A couple of years ago, while in Kenya, I read Imperial Reckoning, a history of the British war on the Mau Mau rebellion. It turned my stomach. I had thought of the British as pretty enlightened colonialists, repressive in a patriarchal way, but leaving a good legacy of schools and laws. I had to do a serious reevaluation when I learned how brutal, bloody and violent the colonial administration was, systematically abusing and executing many thousands without any real due process, and locking up hundreds of thousands in what amounted to concentration camps.

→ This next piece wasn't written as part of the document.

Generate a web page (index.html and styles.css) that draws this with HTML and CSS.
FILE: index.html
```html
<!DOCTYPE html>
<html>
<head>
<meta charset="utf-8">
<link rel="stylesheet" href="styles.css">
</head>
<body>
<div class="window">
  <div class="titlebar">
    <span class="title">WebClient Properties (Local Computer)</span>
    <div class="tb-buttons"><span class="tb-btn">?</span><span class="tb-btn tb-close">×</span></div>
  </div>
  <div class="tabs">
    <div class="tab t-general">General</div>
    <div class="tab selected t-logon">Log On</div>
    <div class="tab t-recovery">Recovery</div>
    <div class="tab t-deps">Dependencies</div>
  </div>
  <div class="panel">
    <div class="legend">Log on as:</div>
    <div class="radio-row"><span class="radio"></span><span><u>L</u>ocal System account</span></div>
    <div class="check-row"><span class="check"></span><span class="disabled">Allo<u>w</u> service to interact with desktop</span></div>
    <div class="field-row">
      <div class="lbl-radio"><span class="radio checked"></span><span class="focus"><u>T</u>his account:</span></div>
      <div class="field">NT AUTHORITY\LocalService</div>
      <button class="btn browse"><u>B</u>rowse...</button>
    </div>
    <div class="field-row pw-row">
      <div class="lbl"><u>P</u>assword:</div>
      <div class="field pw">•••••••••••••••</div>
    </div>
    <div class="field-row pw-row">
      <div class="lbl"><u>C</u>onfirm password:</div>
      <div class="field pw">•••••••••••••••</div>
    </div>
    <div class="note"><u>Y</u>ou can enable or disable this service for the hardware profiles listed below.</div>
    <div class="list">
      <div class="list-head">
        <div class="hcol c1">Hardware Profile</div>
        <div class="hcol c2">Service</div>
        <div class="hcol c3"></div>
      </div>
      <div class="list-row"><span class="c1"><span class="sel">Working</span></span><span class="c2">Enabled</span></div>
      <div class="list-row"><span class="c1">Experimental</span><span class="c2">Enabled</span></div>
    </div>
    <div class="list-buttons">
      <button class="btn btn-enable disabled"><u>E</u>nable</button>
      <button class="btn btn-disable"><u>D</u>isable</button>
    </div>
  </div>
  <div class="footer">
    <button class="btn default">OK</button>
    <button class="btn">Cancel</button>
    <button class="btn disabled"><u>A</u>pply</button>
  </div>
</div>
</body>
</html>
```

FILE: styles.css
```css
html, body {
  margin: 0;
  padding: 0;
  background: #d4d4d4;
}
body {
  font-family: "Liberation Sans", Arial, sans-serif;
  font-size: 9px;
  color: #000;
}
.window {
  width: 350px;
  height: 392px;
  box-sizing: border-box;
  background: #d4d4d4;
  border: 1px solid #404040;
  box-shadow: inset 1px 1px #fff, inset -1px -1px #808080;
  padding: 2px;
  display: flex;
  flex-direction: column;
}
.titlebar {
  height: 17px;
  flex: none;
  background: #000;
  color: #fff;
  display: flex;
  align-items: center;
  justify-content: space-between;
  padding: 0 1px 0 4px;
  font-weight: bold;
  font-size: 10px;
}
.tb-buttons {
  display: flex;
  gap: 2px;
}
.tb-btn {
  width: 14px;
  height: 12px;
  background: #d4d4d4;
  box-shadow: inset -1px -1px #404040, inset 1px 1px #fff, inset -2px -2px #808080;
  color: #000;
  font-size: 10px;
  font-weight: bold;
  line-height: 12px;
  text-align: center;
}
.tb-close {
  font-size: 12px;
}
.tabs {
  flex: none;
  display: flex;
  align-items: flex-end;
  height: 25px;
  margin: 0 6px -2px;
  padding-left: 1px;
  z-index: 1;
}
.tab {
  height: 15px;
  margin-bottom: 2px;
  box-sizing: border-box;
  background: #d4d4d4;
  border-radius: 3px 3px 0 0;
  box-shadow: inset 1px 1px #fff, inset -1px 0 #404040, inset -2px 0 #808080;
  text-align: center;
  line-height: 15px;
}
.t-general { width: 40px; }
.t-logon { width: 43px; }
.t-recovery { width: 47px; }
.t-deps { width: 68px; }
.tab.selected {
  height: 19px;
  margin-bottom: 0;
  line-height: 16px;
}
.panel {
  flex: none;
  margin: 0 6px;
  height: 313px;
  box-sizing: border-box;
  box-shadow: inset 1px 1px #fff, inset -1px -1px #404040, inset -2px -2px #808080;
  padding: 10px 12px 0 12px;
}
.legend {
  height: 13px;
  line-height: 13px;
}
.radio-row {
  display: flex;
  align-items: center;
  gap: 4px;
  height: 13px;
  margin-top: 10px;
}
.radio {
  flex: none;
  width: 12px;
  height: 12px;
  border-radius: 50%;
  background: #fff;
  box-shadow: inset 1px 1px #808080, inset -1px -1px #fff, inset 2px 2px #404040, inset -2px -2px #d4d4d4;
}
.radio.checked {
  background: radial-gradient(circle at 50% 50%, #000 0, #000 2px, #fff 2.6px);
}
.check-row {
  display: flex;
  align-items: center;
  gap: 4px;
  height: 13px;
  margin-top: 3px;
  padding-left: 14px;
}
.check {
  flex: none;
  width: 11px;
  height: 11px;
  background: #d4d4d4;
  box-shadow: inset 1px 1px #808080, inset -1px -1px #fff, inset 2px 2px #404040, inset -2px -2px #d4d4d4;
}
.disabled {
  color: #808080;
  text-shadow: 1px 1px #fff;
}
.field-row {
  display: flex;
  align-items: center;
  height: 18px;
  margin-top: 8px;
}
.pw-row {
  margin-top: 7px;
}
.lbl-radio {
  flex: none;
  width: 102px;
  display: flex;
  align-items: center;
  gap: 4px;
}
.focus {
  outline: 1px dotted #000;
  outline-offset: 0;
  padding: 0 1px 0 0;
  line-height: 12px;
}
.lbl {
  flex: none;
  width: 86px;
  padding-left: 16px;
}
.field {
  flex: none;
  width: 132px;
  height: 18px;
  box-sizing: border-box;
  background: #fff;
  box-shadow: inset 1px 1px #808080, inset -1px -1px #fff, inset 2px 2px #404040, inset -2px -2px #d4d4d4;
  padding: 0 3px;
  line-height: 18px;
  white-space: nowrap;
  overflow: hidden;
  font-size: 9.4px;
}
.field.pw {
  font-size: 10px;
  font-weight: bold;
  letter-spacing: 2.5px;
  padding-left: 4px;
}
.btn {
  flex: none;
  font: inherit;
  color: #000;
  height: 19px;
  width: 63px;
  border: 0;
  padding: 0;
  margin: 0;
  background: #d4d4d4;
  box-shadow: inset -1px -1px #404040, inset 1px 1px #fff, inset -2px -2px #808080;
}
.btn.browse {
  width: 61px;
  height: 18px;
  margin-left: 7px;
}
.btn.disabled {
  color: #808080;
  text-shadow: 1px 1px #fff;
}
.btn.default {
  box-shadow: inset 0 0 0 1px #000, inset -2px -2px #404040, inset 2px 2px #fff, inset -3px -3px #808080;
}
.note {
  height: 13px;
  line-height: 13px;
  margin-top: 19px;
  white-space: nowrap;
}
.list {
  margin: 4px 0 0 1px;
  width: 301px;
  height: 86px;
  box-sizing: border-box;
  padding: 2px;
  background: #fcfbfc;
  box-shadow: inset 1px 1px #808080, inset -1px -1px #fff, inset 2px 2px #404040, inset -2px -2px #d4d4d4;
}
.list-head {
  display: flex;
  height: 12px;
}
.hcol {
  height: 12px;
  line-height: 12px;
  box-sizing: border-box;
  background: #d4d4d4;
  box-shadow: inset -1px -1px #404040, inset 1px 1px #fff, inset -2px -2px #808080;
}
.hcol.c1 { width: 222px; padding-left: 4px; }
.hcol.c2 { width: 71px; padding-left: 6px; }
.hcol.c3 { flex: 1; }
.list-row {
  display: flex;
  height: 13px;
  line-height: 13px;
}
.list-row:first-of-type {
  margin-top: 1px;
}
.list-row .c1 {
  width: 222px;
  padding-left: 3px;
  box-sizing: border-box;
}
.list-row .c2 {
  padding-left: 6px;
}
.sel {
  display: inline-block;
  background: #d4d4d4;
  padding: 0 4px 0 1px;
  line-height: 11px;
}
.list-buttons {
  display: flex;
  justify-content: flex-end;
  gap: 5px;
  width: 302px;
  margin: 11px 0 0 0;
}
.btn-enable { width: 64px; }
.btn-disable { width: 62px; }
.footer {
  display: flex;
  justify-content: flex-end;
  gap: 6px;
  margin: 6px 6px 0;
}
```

Caroline Elkins, the Harvard historian who wrote Imperial Reckoning, had to cobble together the story through oral interviews and a few stray documents that had survived in the archives. That’s because a vast share of the colonial documents from that period had disappeared. Their disappearance was as damning a fact as any, I thought—as British officials are good at keeping records, to my knowledge.
But now, amazingly, the documents have been discovered—boxes and boxes of them, in the British government’s archives. They had been there all along, “lost” despite multiple legal requests for documents relating to the Mau Mau rebellion. It was a “guilty secret,” as a government report put it.

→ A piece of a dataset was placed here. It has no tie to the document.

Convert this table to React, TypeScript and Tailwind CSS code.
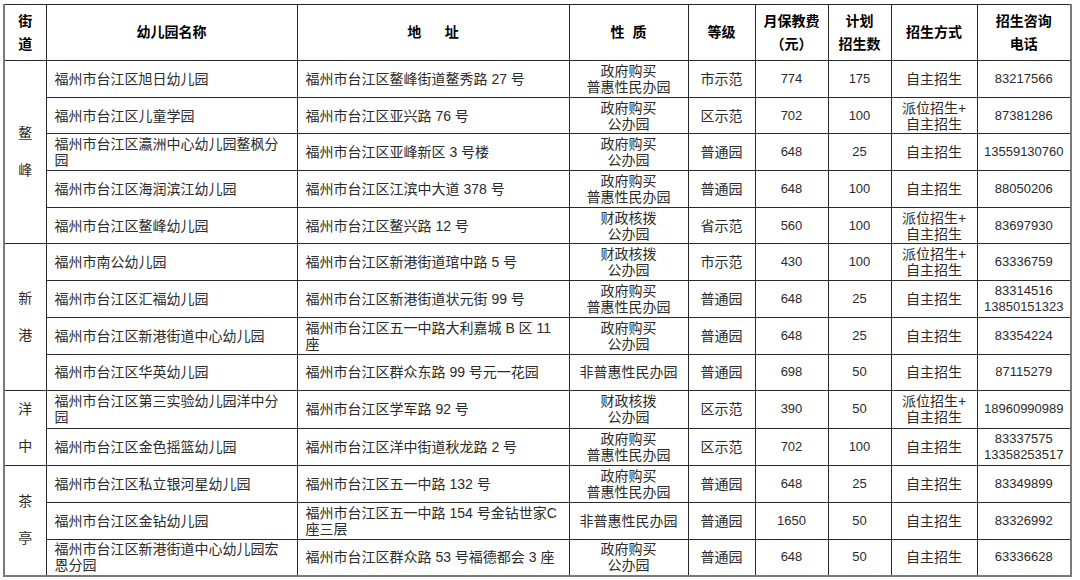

As historians now have access to these documents, it will be extremely interesting (to me, anyway) what new facts come out. We still don’t know whether how complete the records are.

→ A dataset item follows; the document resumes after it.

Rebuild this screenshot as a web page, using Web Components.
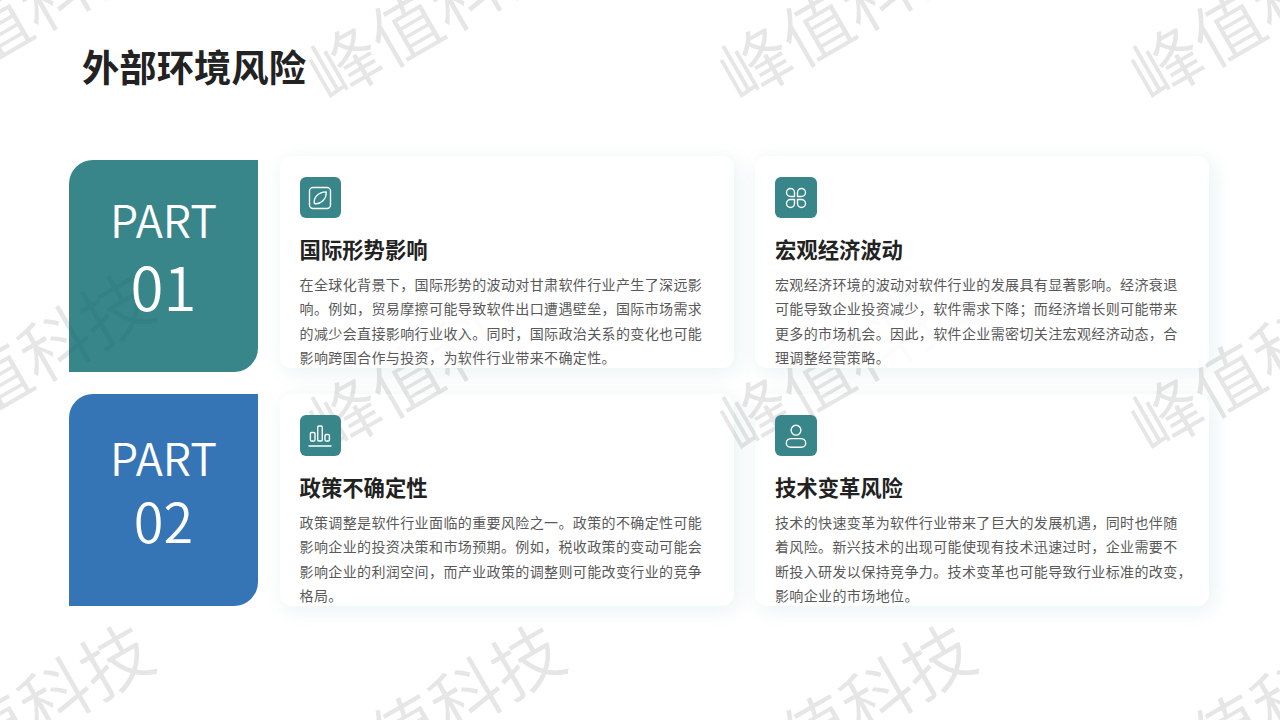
<!DOCTYPE html>
<html lang="zh-CN">
<head>
<meta charset="utf-8">
<title>外部环境风险</title>
<style>
html,body{margin:0;padding:0;background:#fff}
body{font-family:"Noto Sans CJK SC","Noto Sans",sans-serif}
</style>
</head>
<body>
<risk-page>
  <risk-watermark slot="watermark"></risk-watermark>
  <span slot="title">外部环境风险</span>
  <risk-row style="--row-h:216px;--card-bg:rgba(255,255,255,.88);--clip:inset(-30px -30px -26px -30px)">
    <part-panel slot="panel" num="01" color="rgba(6,102,109,.8)" align="end" size="60" gap="3" lift="15"></part-panel>
    <info-card icon="leaf" heading="国际形势影响">在全球化背景下，国际形势的波动对甘肃软件行业产生了深远影<br>响。例如，贸易摩擦可能导致软件出口遭遇壁垒，国际市场需求<br>的减少会直接影响行业收入。同时，国际政治关系的变化也可能<br>影响跨国合作与投资，为软件行业带来不确定性。</info-card>
    <info-card icon="clover" heading="宏观经济波动">宏观经济环境的波动对软件行业的发展具有显著影响。经济衰退<br>可能导致企业投资减少，软件需求下降；而经济增长则可能带来<br>更多的市场机会。因此，软件企业需密切关注宏观经济动态，合<br>理调整经营策略。</info-card>
  </risk-row>
  <risk-row style="--row-h:212px;--card-bg:transparent;--clip:none">
    <part-panel slot="panel" num="02" color="rgba(3,83,163,.8)" align="start" size="54" gap="0" lift="10"></part-panel>
    <info-card icon="bars" heading="政策不确定性">政策调整是软件行业面临的重要风险之一。政策的不确定性可能<br>影响企业的投资决策和市场预期。例如，税收政策的变动可能会<br>影响企业的利润空间，而产业政策的调整则可能改变行业的竞争<br>格局。</info-card>
    <info-card icon="user" heading="技术变革风险">技术的快速变革为软件行业带来了巨大的发展机遇，同时也伴随<br>着风险。新兴技术的出现可能使现有技术迅速过时，企业需要不<br>断投入研发以保持竞争力。技术变革也可能导致行业标准的改变，<br>影响企业的市场地位。</info-card>
  </risk-row>
</risk-page>

<template id="t-page">
  <style>
    :host{display:block;position:relative;width:1280px;height:720px;overflow:hidden;background:#fff}
    header{position:relative;z-index:1;padding:42px 0 0 82px;height:48px;margin-bottom:66px;
      font-size:37.33px;line-height:48px;font-weight:700;color:#222}
    main{position:relative;z-index:1;margin-left:69px;display:flex;flex-direction:column;gap:22px}
  </style>
  <slot name="watermark"></slot>
  <header><slot name="title"></slot></header>
  <main><slot></slot></main>
</template>

<template id="t-watermark">
  <style>
    :host{position:absolute;left:-182.5px;top:-168px;z-index:0;display:grid;
      grid-template-columns:repeat(4,411px);grid-auto-rows:351px;pointer-events:none}
    div{display:flex;align-items:center;justify-content:center}
    span{display:block;white-space:nowrap;transform:rotate(-30deg);font-size:70px;line-height:1;font-weight:350;color:#e6e6e6}
  </style>
  <div><span>峰值科技</span></div><div><span>峰值科技</span></div><div><span>峰值科技</span></div><div><span>峰值科技</span></div>
  <div><span>峰值科技</span></div><div><span>峰值科技</span></div><div><span>峰值科技</span></div><div><span>峰值科技</span></div>
  <div><span>峰值科技</span></div><div><span>峰值科技</span></div><div><span>峰值科技</span></div><div><span>峰值科技</span></div>
</template>

<template id="t-row">
  <style>
    :host{display:flex;gap:21.8px;height:var(--row-h);width:1140px}
    .p{display:flex;width:189px;margin-right:.2px}
  </style>
  <div class="p"><slot name="panel"></slot></div>
  <slot></slot>
</template>

<template id="t-panel">
  <style>
    :host{display:flex;flex-direction:column;align-items:center;justify-content:center;box-sizing:border-box;width:189px;height:212px;
      color:#fff;border-radius:24px 0 24px 0}
    .a{font-size:45px;line-height:50px;font-weight:350}
    .b{line-height:76px;font-weight:350}
  </style>
  <div class="a">PART</div>
  <div class="b"></div>
</template>

<template id="t-card">
  <style>
    :host{display:block;box-sizing:border-box;width:453.6px;height:212px;padding:21px 0 0 19.6px;
      background:var(--card-bg,#fff);border-radius:12px;clip-path:var(--clip,none);
      box-shadow:4px 4px 20px rgba(56,133,138,.11)}
    .i{width:41.6px;height:41.3px;border-radius:6px;background:#38858a;display:flex;align-items:center;justify-content:center}
    svg{width:24px;height:24px;fill:none;stroke:#fff;stroke-width:1.4;stroke-linecap:round;stroke-linejoin:round}
    h3{margin:16.7px 0 9px;font-size:21.33px;line-height:28px;font-weight:700;color:#222}
    p{margin:0;font-size:14px;line-height:24.33px;letter-spacing:.38px;color:#595959;white-space:nowrap}
  </style>
  <div class="i"></div>
  <h3></h3>
  <p><slot></slot></p>
</template>

<script>
const ICONS={
  leaf:'<rect x="1.5" y="1.5" width="21" height="21" rx="3.5"/><path d="M6.4 17.6C5.2 11.8 10 6 18.2 5.9C18.6 12.8 13 18.8 6.4 17.6Z"/>',
  clover:'<path d="M10.5 10.5H6.5A4 4 0 1 1 10.5 6.5Z"/><path d="M13.5 10.5H17.5A4 4 0 1 0 13.5 6.5Z"/><path d="M10.5 13.5H6.5A4 4 0 1 0 10.5 17.5Z"/><path d="M13.5 13.5H17.5A4 4 0 1 1 13.5 17.5Z"/>',
  bars:'<rect x="2.4" y="8.5" width="4.6" height="8.5" rx="1.2"/><rect x="9.7" y="2" width="4.6" height="15" rx="1.2"/><rect x="17" y="10.5" width="4.4" height="6.5" rx="1.2"/><path d="M1 22H23"/>',
  user:'<circle cx="12" cy="6.2" r="4.9"/><path d="M6.5 23.2A4.2 4.2 0 0 1 2.3 19C2.3 16 5 14.6 7.5 14.6H16.5C19 14.6 21.7 16 21.7 19A4.2 4.2 0 0 1 17.5 23.2Z"/>'
};
function open(el,id){const r=el.attachShadow({mode:'open'});r.appendChild(document.getElementById(id).content.cloneNode(true));return r}
customElements.define('risk-page',class extends HTMLElement{constructor(){super();open(this,'t-page')}});
customElements.define('risk-watermark',class extends HTMLElement{constructor(){super();open(this,'t-watermark')}});
customElements.define('risk-row',class extends HTMLElement{constructor(){super();open(this,'t-row')}});
customElements.define('part-panel',class extends HTMLElement{
  constructor(){super();open(this,'t-panel')}
  connectedCallback(){
    const r=this.shadowRoot,b=r.querySelector('.b');
    b.textContent=this.getAttribute('num');
    b.style.fontSize=this.getAttribute('size')+'px';
    b.style.marginTop=this.getAttribute('gap')+'px';
    this.style.paddingBottom=this.getAttribute('lift')+'px';
    this.style.background=this.getAttribute('color');
    this.style.alignSelf=this.getAttribute('align');
  }
});
customElements.define('info-card',class extends HTMLElement{
  constructor(){super();open(this,'t-card')}
  connectedCallback(){
    const r=this.shadowRoot;
    r.querySelector('h3').textContent=this.getAttribute('heading');
    r.querySelector('.i').innerHTML='<svg viewBox="0 0 24 24">'+ICONS[this.getAttribute('icon')]+'</svg>';
  }
});
</script>
</body>
</html>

I do know this: government secrets are too often for the benefit of the government—and especially when they have something to be guilty about. Since 9/11 we’ve gone backwards in terms of open access to information. In some cases that may be necessary, but I’m willing to bet that in more cases it’s just a cover up. (I’m influenced in this by extensive reading in Civil Rights history, learning how vicious and anti-American the FBI was all those years of my youth when it was lauded for protecting America from dangerous elements.)